Geçen gün bir aile dostuna yemeğe gittik. Evin hanımı oldukça eğitimli ve kültürlü bir insandı. Kızı 22, oğlu 18 yaşında ve kendini doğdukları andan itibaren çocuklarına adamış. Öyle ki onların her şeyini o üstlenmiş ve bugün bile yataklarını toplayıp, pijamalarını katlıyor çocuklarının. Çocuklar artık öyle bir noktaya gelmiş ki anne zaten bu işlerle görevli, yemeği yapar, evi toplar, bizim her türlü ihtiyacımızı karşılar. Hatta öyle ki çocukları evdeyken bir komşuya bile çıkamadığını çünkü biz evdeyiz sen niye gidiyorsun yanımızda dur şeklinde tepki aldığını anlattı bana. Bugün toplumumuzdaki özellikle bizim nesli yetiştiren annelerin çoğu böyle ve buna benim annem de dahildi. Çocuklarına hiçbir sorumluluk yüklemeden tam manasıyla onlara saçını süpürge eden ve kendini hiçe sayacak derece de çocuklarına adayan onlarla mutlu yalnızken mutsuz anneler… Üstelik bu tek tarafa değil iki tarafa da zararlı bir şey çünkü çocuklarda sorumluluk duygusu olmadan tabiri caizse ekmek elden su gölden yetişmiyor mu? Neden bu kadar eminim, ben ve kardeşim de öyle yetiştik çünkü.
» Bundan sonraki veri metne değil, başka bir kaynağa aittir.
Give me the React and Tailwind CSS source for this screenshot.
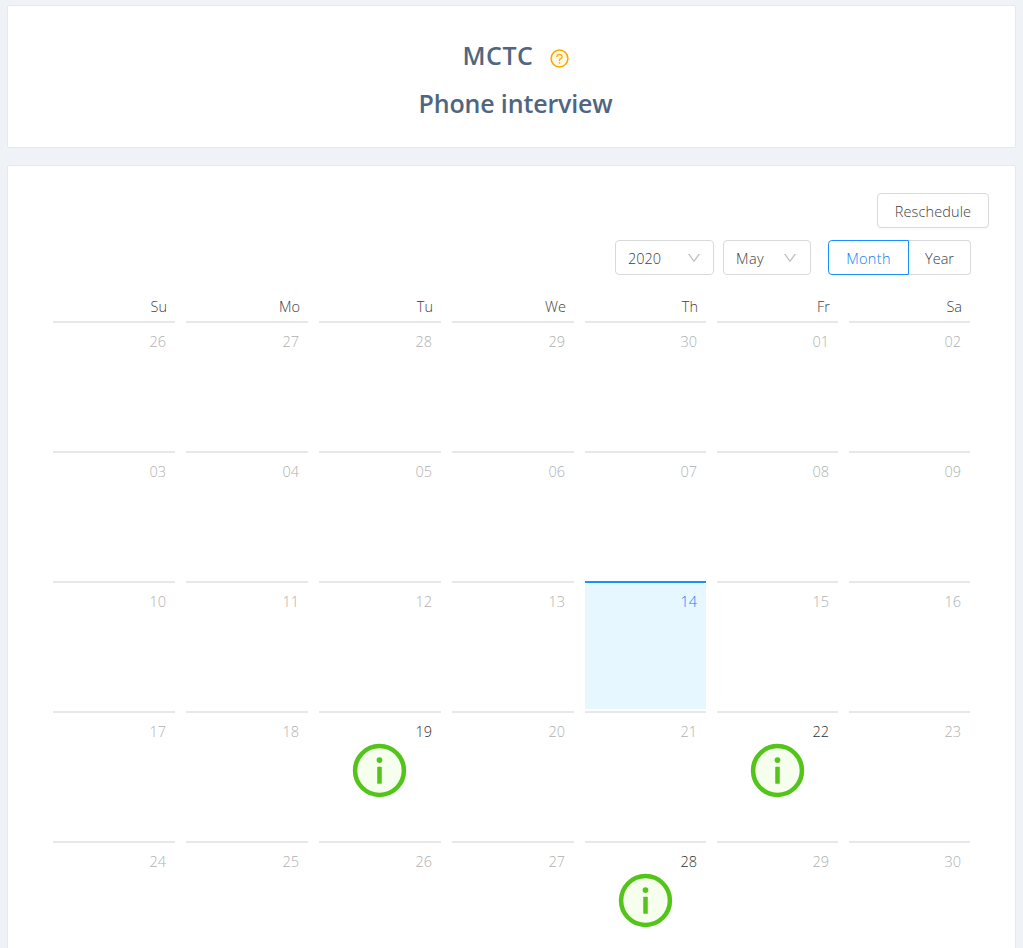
const WEEKDAYS = ['Su', 'Mo', 'Tu', 'We', 'Th', 'Fr', 'Sa'];

const WEEKS = [
  ['26', '27', '28', '29', '30', '01', '02'],
  ['03', '04', '05', '06', '07', '08', '09'],
  ['10', '11', '12', '13', '14', '15', '16'],
  ['17', '18', '19', '20', '21', '22', '23'],
  ['24', '25', '26', '27', '28', '29', '30'],
];

const TODAY = '2-4';
const OPEN_SLOTS = ['3-2', '3-5', '4-4'];

const GRID = 'grid grid-cols-[122px_122px_122px_122px_121px_121px_121px] gap-x-[11px]';

function QuestionIcon() {
  return (
    <svg viewBox="0 0 1024 1024" className="mt-[5px] size-[21px] shrink-0">
      <circle cx="512" cy="512" r="410" fill="#fff9e6" stroke="#ffa500" strokeWidth="76" />
      <path
        fill="#ffa500"
        d="M623.6 316.7C593.6 290.4 554 276 512 276s-81.6 14.5-111.6 40.7C369.2 344 352 380.7 352 420v7.6c0 4.4 3.6 8 8 8h48c4.4 0 8-3.6 8-8V420c0-44.1 43.1-80 96-80s96 35.9 96 80c0 31.1-22 59.6-56.1 72.7-21.2 8.1-39.2 22.3-52.1 40.9-13.1 19-19.9 41.8-19.9 64.9V620c0 4.4 3.6 8 8 8h48c4.4 0 8-3.6 8-8v-22.7a48.3 48.3 0 0 1 30.9-44.8c59-22.7 97.1-74.7 97.1-132.5.1-39.3-17.1-76-48.3-103.3zM472 732a40 40 0 1 0 80 0 40 40 0 1 0-80 0z"
      />
    </svg>
  );
}

function InfoIcon() {
  return (
    <svg viewBox="0 0 1024 1024" className="size-[61px]">
      <circle cx="512" cy="512" r="410" fill="#f6ffed" stroke="#52c41a" strokeWidth="76" />
      <circle cx="512" cy="336" r="48" fill="#52c41a" />
      <rect x="474" y="448" width="76" height="288" rx="8" fill="#52c41a" />
    </svg>
  );
}

function DownIcon() {
  return (
    <svg viewBox="0 0 1024 1024" className="size-4 shrink-0" fill="#bfbfbf">
      <path d="M884 256h-75c-5.1 0-9.9 2.5-12.9 6.6L512 654.2 227.9 262.6c-3-4.1-7.8-6.6-12.9-6.6h-75c-6.5 0-10.3 7.4-6.5 12.7l352.6 486.1c12.8 17.6 39 17.6 51.7 0l352.6-486.1c3.9-5.3.1-12.7-6.4-12.7z" />
    </svg>
  );
}

function Select({ value, className }) {
  return (
    <button
      className={`flex h-[35px] items-center justify-between rounded-[4px] border border-[#d9d9d9] bg-white pl-3 ${className}`}
    >
      <span className="pt-0.5">{value}</span>
      <DownIcon />
    </button>
  );
}

function DayCell({ label, today, open }) {
  const tone = today
    ? 'border-[#1890ff] bg-[#e6f7ff] text-[#0a80f5]'
    : open
      ? 'border-[#e8e8e8] text-[#303030]'
      : 'border-[#e8e8e8] text-[#b0b0b0]';
  return (
    <div className={`flex h-32 flex-col border-t-2 ${tone}`}>
      <div className="h-[27px] pr-[9px] pt-[7px] text-right leading-6">{label}</div>
      {open && (
        <div className="-ml-px flex justify-center">
          <InfoIcon />
        </div>
      )}
    </div>
  );
}

export default function App() {
  return (
    <div className="flex h-[948px] w-[1023px] flex-col gap-[17px] overflow-hidden bg-[#eff3f8] pl-[7px] pt-[5px] font-['Open_Sans',sans-serif] text-[14.5px] font-[330] text-[#404040]">
      <header className="flex h-[143px] w-[1009px] shrink-0 flex-col items-center rounded-[2px] border border-[#e8e8e8] bg-white pl-[9px] pt-[26px] text-[25px] font-[580] text-[#506680]">
        <div className="flex h-12 items-center gap-4 pl-px">
          <h1 className="tracking-[0.5px]">MCTC</h1>
          <QuestionIcon />
        </div>
        <h2 className="flex h-12 items-center pr-px tracking-[-0.15px]">Phone interview</h2>
      </header>

      <main className="flex h-[900px] w-[1009px] shrink-0 flex-col rounded-[2px] border border-[#e8e8e8] bg-white pt-[27px]">
        <div className="flex justify-end pr-[26px]">
          <button className="h-[35px] w-28 rounded-[4px] border border-[#d9d9d9] bg-white pt-0.5 tracking-[0.12px] shadow-[0_2px_0_rgba(0,0,0,0.015)]">
            Reschedule
          </button>
        </div>

        <div className="mt-3 flex justify-end pr-11">
          <Select value="2020" className="w-[99px] pr-[11px]" />
          <Select value="May" className="ml-[9px] w-[88px] pr-3 tracking-[0.4px]" />
          <div className="ml-[17px] flex">
            <button className="h-[35px] w-[81px] rounded-l-[4px] border border-[#1890ff] pt-0.5 tracking-[0.35px] text-[#0a80f5]">
              Month
            </button>
            <button className="h-[35px] w-[62px] rounded-r-[4px] border border-l-0 border-[#d9d9d9] pt-0.5">
              Year
            </button>
          </div>
        </div>

        <div className="ml-[45px] mt-[20px]">
          <div className={GRID}>
            {WEEKDAYS.map((day) => (
              <div key={day} className="h-[26px] pr-2 text-right leading-6">
                {day}
              </div>
            ))}
          </div>
          <div className={`${GRID} gap-y-0.5`}>
            {WEEKS.map((week, w) =>
              week.map((label, d) => {
                const key = `${w}-${d}`;
                return (
                  <DayCell
                    key={key}
                    label={label}
                    today={key === TODAY}
                    open={OPEN_SLOTS.includes(key)}
                  />
                );
              }),
            )}
          </div>
        </div>
      </main>
    </div>
  );
}
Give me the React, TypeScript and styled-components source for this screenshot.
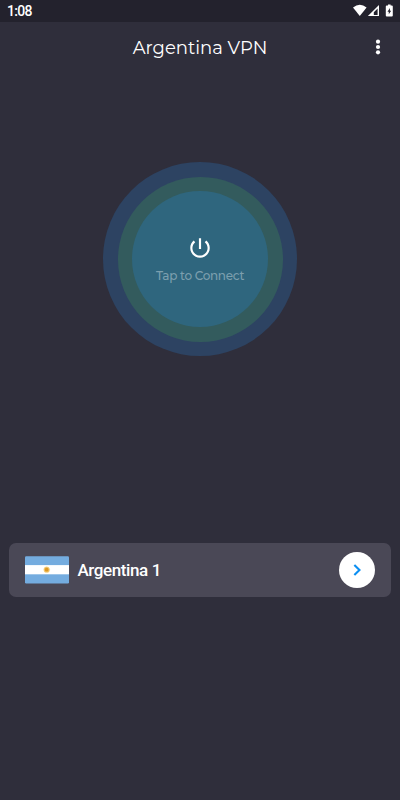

Bırakın bir işin ucundan tutmayı kendi işimizin ucundan tutmazdık, öyle alışmıştık baştan hatta evlendikten sonra çok zorlandım, kendime ait bir hayatın sorumluluğunu almak ilk başta hiç de kolay olmamıştı benim için.
Bütün bunlarla beraber üç kere daha düşündüm ve verdim kararımı. Eğitimli, kültürlü, bilen ama evde saçlarını çocuklarını süpürge eden sadece “anne” figürü yerine, hayatında başka şeyler de olan, hayatın tam ortasında yer alan, başka başka sorumluluklar da taşıyan ama her şeyden önce çocukları olan bir “anne” figürü olacak benim tercihim. Hem ben hem de çocuklarım böyle çok daha mutlu olacak inanıyorum. Bu fazla fazla annelik içgüdüsüyle aşırı duygusal yaklaşımlardan sıyırdım kendimi. Yani Master’a devam edeceğim ve kadro almak için elimden geleni yapacağım, en azından bu dönem için haftada 2 gün gidip derslerimi tamamlayacağım. Belki 2 yılda değil 3 yılda biter ama biter, bitmeli de.
Bu arada blog yazdığımı öğrenmiş ve beni meraklı meraklı okuyan ailemin sevgili erkekleri SEVİYORUM SİZİ.!

3 yorum:

Eymen'im dedi ki...

Kararın umarım tüm aileniz için çok iyi olur. Çocuklarımız da bizden gördüklerini öğreniyorlar. Okul öncesi dönemde çoğunlukla anne model alınıyor. Eğer siz hem okuyup, hem de çocuklarınıza bakarsanız, ileride çocuklarınız da bunun zor bir iş olmadığını görecektir. Hangi yaşta olursa olsun okumak ve eğitim almak gerçekten çok önemli ve çok güzel. Kararınızı destekliyorum. Başarılar dilerim.

Ben Kızımın Delisiyim dedi ki...

yine çok yerinde bir tespit yapmışsınız:) evet olayın bir de bu açısı var değinmediğim. çok teşekkür ederim.

Adsız dedi ki...

Emin ol sevginin gücünü kızın fazlasıyla alacak,çok güzel karar vermişsiniz mastera devam etmekle,başarılar diliyorum size.